Due to it being a cinder track, Gunderson's kids would actually practice by running on the inside of the track, and the hurdlers would run down the jumpers' runways.
And at every meet, there was the finish line crew, a group of community members that had been doing it for over 40 years when Gunderson first got to town.
He said he made the mistake during his second home meet in Polson of questioning the timing during a race. Head timer Les Thomas set him straight.
"I walked away, and I would never ask him another question about the timing," Gunderson said with a laugh.
Over 17 years ago, tragedy delivered a blow and a big loss to the community with the loss of two friends dear to Gunderson.
Thomas and Toby Nelson both served on the finish line timing crew and were staples of Polson track and field throughout the years. However, Thomas was killed in a car accident near Ronan and Nelson also passed away at roughly the same time.
"In one week we had two of the largest funerals that this town has seen," Gunderson said.
Retiring
There's a lot for the head track coach to do. It's time consuming keeping track of equipment and times, making sure uniforms are clean and ready to go, along with dealing with a large team of athletes.

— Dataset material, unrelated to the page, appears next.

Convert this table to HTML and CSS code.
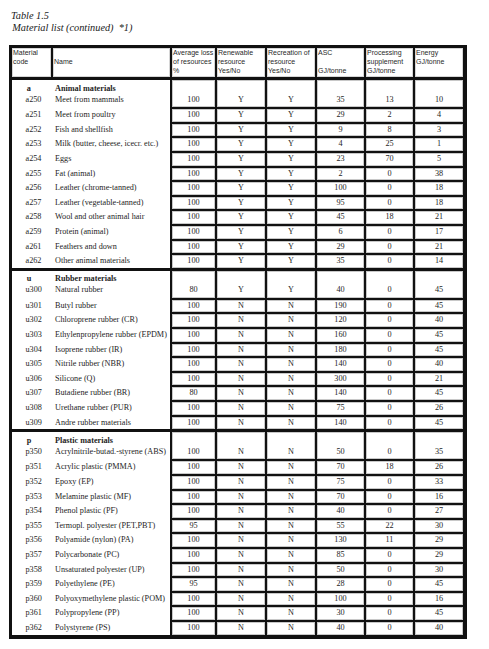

Gunderson's Sunday rituals during track season included church and then going through the papers and ranking all the kids in the state. In fact, papers from around Western Montana would call up the coach before the state meets to see who was the favorite to win.
He was usually right.
"Most of the time it's pretty consistent," Gunderson said. "It could change a little bit with events but it usually evens out."
Along with that, Gunderson has had years and years of developing friendships with his athletes and fellow coaches. He said that he can go to every town in Montana and run into somebody he knows. He said he'll certainly miss being able to work with all the kids. While Gunderson won't be entering his athletes into invitationals and working on his famous statistical databases of marks and times, he won't be slowing down either.
"I don't want to go to the coffee shop and tell stories," Gunderson said. "I've always been a busy guy."
He'll continue to teach at the high school and also be an assistant coach for the boys' basketball team, but he'll get a little more free time when track season rolls around.
"I've never had a spring break," Gunderson said. "Next year I'm going to go see my grandson play tennis in Lewistown."
And he'll now get to sit back and enjoy a track meet as opposed to the rigors of running around from event to event as a head coach.
"I know I will have withdrawal symptoms next year, but I feel it is time for someone younger to take over the program," Gunderson said. "It went by quickly until I started to think and remember about all the things that had happened."